[Records from a dataset]
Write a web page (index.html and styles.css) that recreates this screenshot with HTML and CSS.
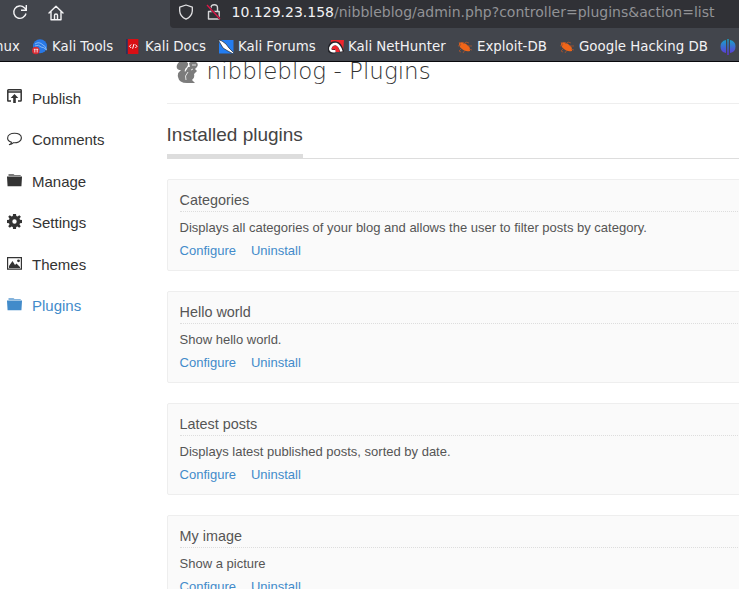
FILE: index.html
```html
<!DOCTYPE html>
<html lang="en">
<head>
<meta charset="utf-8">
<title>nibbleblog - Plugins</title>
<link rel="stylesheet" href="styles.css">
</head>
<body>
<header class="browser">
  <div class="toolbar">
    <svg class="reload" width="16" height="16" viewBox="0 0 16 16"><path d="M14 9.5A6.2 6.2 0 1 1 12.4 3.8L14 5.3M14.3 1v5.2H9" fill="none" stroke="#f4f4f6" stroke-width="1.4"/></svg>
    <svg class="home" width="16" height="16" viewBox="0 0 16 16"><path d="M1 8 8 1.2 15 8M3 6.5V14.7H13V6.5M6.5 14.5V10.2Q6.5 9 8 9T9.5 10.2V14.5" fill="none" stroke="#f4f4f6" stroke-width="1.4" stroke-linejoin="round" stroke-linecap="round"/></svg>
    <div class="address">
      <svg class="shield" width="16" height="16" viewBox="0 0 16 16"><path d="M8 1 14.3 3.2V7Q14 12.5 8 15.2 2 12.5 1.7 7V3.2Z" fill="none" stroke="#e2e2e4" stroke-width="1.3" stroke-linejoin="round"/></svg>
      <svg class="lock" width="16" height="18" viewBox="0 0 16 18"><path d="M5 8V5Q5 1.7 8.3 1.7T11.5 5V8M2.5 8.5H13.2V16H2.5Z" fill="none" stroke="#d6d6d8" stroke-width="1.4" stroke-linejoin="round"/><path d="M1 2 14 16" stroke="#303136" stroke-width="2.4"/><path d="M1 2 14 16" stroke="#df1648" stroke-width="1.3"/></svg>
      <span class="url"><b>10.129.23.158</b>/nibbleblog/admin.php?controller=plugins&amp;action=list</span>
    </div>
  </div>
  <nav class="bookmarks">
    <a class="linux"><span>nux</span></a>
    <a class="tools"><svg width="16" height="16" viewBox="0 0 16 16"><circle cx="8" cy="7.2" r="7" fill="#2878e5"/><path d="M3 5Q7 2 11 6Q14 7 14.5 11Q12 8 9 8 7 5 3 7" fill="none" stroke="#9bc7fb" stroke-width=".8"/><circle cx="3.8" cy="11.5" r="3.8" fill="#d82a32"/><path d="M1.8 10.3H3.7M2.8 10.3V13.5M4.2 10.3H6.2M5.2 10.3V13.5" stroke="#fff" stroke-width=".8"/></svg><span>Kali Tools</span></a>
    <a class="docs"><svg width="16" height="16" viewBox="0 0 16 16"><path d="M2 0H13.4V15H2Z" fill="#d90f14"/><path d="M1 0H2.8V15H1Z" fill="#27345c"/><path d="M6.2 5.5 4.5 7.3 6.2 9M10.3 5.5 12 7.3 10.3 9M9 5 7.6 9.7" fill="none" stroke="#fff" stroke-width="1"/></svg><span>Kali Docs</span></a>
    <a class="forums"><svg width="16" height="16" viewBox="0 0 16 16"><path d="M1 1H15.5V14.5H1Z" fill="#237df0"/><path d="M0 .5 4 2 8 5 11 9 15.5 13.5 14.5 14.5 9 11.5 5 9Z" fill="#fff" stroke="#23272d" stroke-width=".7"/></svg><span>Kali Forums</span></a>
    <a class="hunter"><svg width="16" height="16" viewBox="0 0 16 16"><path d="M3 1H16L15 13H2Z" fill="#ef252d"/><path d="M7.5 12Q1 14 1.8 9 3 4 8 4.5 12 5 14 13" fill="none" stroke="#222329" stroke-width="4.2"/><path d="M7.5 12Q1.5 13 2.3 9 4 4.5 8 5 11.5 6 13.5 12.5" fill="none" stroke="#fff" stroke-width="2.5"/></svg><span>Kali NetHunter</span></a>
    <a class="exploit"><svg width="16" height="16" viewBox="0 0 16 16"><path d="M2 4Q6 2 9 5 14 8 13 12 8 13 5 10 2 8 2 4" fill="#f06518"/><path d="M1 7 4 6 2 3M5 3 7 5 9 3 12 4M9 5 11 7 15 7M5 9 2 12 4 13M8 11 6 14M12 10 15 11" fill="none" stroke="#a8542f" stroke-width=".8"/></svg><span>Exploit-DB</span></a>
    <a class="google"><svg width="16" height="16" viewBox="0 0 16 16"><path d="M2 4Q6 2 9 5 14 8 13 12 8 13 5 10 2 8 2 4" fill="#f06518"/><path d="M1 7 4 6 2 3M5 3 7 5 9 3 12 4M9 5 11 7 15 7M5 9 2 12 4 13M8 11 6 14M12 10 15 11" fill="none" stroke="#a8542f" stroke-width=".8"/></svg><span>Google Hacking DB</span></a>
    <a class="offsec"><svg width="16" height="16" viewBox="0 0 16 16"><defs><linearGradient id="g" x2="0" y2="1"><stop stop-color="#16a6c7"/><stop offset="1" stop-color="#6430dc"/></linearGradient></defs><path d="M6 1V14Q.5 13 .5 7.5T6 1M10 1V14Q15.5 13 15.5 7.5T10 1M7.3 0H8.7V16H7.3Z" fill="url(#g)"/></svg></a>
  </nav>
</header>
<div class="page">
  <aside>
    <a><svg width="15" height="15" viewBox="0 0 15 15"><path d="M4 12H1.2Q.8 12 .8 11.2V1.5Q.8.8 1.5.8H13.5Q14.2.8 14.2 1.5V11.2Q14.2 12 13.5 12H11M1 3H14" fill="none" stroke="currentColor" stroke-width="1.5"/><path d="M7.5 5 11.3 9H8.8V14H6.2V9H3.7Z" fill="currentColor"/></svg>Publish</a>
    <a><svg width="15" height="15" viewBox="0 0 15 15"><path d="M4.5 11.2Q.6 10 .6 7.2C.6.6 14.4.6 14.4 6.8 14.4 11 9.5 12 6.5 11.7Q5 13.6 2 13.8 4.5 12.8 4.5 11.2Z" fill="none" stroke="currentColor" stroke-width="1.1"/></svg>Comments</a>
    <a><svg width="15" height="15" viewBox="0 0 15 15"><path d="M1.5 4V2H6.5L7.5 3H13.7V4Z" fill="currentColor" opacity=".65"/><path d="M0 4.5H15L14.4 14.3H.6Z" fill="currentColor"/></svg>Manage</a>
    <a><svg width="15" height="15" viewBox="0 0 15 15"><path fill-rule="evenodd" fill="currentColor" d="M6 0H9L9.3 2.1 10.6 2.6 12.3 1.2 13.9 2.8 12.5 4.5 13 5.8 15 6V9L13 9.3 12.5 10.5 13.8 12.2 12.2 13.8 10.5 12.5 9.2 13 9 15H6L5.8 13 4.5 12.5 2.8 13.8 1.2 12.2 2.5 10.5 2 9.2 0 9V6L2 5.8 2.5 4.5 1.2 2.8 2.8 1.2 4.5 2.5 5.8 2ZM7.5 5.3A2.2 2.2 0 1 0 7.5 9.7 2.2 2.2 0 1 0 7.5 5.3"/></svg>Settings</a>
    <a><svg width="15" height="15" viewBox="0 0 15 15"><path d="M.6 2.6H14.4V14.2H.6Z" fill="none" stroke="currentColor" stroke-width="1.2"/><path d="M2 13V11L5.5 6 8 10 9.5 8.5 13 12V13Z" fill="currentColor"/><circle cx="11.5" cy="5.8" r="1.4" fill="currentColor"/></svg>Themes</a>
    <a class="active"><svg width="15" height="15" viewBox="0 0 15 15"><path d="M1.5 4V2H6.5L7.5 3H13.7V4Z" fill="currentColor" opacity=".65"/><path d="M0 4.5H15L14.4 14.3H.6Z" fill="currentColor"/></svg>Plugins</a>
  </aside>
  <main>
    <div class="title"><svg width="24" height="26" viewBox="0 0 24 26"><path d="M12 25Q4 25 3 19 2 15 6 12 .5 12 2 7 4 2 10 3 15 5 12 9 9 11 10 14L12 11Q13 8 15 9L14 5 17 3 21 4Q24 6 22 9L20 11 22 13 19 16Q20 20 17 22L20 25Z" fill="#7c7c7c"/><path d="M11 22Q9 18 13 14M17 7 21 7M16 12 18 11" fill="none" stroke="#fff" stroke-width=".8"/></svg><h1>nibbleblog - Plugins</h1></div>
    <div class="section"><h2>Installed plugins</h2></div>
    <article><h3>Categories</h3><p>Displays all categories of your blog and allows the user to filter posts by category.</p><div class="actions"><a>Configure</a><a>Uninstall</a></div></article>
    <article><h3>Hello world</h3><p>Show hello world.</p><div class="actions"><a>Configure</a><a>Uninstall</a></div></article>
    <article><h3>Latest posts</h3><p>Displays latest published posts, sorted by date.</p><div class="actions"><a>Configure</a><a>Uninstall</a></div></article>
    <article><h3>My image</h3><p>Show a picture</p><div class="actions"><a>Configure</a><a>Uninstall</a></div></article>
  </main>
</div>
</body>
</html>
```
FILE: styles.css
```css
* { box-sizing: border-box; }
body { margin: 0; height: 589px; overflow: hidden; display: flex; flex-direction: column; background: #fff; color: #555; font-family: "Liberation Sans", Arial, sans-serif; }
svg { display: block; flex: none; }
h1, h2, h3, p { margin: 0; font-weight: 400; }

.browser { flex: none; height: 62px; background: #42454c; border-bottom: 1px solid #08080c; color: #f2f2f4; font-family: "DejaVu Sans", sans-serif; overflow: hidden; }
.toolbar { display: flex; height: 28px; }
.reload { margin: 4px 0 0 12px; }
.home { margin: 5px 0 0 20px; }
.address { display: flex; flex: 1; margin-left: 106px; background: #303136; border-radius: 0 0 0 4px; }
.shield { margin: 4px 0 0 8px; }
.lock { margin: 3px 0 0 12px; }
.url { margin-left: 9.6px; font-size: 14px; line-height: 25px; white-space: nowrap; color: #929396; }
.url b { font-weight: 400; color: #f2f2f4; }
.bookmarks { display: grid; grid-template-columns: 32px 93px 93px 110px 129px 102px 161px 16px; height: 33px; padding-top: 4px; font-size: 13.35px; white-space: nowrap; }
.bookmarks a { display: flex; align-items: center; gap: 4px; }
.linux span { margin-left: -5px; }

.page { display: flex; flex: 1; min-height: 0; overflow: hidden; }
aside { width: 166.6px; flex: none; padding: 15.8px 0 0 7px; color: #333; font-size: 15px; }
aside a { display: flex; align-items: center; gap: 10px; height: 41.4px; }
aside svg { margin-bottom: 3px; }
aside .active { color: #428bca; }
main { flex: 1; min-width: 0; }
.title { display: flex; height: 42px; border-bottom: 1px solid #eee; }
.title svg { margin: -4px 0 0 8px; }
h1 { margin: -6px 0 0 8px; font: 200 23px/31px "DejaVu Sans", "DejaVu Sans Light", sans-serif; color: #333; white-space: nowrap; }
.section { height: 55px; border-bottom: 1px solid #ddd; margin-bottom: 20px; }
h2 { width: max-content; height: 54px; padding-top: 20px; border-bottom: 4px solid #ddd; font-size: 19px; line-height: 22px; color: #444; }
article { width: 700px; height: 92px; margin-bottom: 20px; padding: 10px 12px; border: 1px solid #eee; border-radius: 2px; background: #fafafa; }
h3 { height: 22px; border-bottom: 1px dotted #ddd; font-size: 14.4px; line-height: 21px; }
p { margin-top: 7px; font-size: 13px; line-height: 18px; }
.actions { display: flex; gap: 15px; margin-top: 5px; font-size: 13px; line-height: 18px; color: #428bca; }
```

--

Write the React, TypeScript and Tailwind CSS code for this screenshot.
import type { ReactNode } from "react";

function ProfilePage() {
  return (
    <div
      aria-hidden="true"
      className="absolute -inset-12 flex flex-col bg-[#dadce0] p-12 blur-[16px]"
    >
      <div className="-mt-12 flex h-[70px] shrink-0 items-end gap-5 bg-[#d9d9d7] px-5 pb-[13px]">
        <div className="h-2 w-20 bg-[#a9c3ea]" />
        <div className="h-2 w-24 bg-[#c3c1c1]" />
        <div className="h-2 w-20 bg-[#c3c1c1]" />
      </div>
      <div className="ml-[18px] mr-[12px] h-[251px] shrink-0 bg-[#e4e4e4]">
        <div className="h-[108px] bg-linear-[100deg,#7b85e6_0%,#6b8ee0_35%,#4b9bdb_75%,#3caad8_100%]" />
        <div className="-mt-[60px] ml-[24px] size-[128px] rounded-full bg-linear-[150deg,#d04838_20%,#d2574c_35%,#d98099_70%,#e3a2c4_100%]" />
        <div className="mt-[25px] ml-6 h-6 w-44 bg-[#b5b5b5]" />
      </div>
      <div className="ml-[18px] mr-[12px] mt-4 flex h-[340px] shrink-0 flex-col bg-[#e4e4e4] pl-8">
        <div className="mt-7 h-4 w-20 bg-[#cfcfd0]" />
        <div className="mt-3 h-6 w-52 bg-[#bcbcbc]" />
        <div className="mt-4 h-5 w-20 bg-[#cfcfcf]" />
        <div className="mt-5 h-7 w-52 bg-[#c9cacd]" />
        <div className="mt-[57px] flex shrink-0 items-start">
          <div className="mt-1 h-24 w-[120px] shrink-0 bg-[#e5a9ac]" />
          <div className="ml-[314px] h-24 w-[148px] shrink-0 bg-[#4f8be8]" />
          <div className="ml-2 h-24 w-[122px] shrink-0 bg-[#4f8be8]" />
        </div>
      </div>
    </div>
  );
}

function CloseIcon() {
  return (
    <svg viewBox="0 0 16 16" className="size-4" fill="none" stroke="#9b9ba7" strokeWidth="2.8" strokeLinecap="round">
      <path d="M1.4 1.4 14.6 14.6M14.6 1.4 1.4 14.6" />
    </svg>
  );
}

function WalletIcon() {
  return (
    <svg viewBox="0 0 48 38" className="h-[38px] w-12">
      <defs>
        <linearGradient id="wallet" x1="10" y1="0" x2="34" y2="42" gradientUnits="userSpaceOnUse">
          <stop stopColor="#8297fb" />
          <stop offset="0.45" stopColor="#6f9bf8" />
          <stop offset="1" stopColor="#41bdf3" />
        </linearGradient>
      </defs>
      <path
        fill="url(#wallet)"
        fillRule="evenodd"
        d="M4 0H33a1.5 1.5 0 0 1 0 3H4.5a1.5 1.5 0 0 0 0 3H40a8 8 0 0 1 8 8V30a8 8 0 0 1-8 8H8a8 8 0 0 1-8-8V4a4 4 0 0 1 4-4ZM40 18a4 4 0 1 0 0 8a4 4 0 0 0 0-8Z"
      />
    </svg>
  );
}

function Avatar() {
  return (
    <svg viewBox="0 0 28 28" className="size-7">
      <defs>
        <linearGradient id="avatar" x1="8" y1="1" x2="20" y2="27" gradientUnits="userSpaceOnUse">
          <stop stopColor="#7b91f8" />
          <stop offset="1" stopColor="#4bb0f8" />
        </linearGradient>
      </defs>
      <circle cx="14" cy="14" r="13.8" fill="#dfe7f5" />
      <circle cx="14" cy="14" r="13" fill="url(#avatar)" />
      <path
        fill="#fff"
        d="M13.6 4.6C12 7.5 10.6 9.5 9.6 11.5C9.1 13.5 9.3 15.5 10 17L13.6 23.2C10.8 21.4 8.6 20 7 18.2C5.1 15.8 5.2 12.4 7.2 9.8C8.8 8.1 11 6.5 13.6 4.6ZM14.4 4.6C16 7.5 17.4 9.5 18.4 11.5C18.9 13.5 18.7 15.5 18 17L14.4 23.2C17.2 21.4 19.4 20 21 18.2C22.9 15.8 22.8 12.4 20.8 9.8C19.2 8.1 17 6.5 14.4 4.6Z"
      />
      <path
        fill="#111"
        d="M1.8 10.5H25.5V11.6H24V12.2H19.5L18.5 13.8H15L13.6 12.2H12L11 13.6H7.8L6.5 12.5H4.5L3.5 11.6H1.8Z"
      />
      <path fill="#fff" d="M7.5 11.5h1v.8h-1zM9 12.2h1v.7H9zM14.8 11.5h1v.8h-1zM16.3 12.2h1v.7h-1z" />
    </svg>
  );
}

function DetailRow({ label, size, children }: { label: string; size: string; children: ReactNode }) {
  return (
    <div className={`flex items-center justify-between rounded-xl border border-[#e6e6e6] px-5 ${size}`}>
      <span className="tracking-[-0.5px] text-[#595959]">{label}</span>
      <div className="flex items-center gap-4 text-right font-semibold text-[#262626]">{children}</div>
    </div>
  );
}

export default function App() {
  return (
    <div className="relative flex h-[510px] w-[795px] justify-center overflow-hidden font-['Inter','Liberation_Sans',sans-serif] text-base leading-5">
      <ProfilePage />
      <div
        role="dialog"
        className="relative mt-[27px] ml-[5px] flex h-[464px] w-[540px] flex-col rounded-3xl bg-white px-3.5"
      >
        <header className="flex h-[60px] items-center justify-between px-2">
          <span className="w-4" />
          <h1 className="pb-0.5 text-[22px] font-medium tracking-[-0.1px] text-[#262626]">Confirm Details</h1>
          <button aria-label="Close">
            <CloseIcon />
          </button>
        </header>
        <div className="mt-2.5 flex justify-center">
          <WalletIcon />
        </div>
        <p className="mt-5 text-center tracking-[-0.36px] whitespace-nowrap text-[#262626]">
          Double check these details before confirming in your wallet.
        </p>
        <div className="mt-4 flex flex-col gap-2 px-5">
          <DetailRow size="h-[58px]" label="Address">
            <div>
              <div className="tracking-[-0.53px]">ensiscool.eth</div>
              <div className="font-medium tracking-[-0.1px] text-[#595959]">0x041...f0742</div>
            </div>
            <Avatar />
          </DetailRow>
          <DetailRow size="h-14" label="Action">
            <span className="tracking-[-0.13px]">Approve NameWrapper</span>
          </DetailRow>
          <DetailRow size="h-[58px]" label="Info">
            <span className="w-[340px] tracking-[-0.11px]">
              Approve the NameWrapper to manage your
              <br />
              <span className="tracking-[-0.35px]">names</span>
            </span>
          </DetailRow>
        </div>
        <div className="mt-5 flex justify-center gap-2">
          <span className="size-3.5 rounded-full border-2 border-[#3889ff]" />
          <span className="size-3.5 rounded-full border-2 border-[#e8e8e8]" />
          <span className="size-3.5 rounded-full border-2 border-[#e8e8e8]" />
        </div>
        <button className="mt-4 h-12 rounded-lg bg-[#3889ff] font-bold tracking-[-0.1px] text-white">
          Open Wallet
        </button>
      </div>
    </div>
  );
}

» WRITTEN PROBLEM
Which lines above hold the word "screenshot"? Copy each of them.

» ANSWER FOR THIS EXERCISE
Write a web page (index.html and styles.css) that recreates this screenshot with HTML and CSS.
Write the React, TypeScript and Tailwind CSS code for this screenshot.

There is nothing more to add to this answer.